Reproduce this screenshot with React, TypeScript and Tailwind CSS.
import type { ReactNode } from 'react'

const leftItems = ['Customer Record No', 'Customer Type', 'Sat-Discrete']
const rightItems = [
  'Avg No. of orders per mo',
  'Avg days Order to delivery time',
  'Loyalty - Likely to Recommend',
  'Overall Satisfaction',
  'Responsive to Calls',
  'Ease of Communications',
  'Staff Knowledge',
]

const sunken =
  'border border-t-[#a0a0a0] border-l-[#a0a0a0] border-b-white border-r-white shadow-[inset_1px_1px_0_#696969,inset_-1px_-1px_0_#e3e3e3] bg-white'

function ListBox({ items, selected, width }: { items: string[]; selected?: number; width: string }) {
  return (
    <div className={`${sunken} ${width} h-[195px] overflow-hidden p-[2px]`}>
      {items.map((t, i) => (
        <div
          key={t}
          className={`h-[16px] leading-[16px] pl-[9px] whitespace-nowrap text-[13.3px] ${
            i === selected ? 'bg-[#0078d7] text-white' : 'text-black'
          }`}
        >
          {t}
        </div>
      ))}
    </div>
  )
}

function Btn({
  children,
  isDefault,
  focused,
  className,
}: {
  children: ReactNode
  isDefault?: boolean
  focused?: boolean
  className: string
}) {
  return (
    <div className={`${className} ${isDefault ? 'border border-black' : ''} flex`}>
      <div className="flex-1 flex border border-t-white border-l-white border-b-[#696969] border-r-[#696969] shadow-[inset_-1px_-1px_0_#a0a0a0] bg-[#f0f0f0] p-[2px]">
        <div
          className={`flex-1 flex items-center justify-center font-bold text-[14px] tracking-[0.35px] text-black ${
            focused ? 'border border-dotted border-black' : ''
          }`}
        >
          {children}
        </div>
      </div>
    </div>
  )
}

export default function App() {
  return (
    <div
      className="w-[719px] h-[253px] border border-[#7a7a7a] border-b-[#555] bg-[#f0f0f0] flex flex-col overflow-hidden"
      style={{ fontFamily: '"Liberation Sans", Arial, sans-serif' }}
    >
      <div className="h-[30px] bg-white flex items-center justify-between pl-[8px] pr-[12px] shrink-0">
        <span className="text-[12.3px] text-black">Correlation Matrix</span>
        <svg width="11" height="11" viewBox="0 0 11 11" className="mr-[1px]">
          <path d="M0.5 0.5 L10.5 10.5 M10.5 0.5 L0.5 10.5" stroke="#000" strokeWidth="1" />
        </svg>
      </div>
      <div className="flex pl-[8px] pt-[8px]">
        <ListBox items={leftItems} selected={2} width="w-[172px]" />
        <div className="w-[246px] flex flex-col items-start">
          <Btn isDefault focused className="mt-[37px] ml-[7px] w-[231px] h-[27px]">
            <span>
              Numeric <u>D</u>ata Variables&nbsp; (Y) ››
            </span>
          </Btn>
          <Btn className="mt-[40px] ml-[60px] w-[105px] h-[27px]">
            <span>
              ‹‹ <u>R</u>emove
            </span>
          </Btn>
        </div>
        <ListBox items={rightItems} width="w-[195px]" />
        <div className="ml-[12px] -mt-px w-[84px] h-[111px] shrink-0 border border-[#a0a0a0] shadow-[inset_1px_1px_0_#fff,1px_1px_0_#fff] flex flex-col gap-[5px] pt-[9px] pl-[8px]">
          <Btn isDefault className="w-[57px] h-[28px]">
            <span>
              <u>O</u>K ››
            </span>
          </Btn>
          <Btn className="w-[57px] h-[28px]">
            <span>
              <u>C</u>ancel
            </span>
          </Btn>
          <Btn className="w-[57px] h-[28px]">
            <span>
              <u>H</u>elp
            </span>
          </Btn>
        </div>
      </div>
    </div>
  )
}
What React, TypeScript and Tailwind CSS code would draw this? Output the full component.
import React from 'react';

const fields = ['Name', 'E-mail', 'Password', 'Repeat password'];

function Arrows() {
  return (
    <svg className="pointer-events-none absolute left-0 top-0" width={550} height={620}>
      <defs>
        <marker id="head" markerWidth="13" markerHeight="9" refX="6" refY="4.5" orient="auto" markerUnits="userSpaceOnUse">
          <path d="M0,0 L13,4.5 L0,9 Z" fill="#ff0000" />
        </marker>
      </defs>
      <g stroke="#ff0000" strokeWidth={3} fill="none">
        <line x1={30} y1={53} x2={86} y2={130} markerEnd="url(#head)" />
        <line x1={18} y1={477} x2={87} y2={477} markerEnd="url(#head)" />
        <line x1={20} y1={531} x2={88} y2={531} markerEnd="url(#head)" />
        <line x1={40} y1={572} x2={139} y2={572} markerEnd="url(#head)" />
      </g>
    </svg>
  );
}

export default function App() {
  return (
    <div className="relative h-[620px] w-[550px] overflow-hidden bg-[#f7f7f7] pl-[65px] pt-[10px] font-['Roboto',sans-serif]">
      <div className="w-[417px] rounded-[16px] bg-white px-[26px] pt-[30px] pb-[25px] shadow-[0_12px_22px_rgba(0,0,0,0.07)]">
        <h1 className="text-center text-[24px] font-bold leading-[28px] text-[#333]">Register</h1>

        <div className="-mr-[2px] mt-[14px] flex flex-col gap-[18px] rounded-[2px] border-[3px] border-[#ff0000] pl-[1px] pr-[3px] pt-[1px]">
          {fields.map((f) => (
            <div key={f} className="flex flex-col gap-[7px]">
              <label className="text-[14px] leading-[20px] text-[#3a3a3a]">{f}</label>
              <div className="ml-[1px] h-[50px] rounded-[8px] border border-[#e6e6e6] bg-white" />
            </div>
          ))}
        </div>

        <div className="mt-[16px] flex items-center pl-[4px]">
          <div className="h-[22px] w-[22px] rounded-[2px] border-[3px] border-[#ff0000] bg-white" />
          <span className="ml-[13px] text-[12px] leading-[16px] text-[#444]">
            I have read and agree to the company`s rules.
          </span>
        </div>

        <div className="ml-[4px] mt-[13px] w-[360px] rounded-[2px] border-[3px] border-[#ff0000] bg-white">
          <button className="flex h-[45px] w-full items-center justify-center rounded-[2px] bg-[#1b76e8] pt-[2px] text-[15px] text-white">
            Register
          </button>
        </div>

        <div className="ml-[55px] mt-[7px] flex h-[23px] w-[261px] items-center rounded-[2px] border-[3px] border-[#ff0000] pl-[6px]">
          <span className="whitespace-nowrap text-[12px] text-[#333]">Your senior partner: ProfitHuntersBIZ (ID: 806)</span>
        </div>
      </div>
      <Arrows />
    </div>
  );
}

WHAT IS ASKED:
In the listing, find every line containing the word "Tailwind" and list it.

ANSWER FOR THIS EXERCISE:
Reproduce this screenshot with React, TypeScript and Tailwind CSS.
What React, TypeScript and Tailwind CSS code would draw this? Output the full component.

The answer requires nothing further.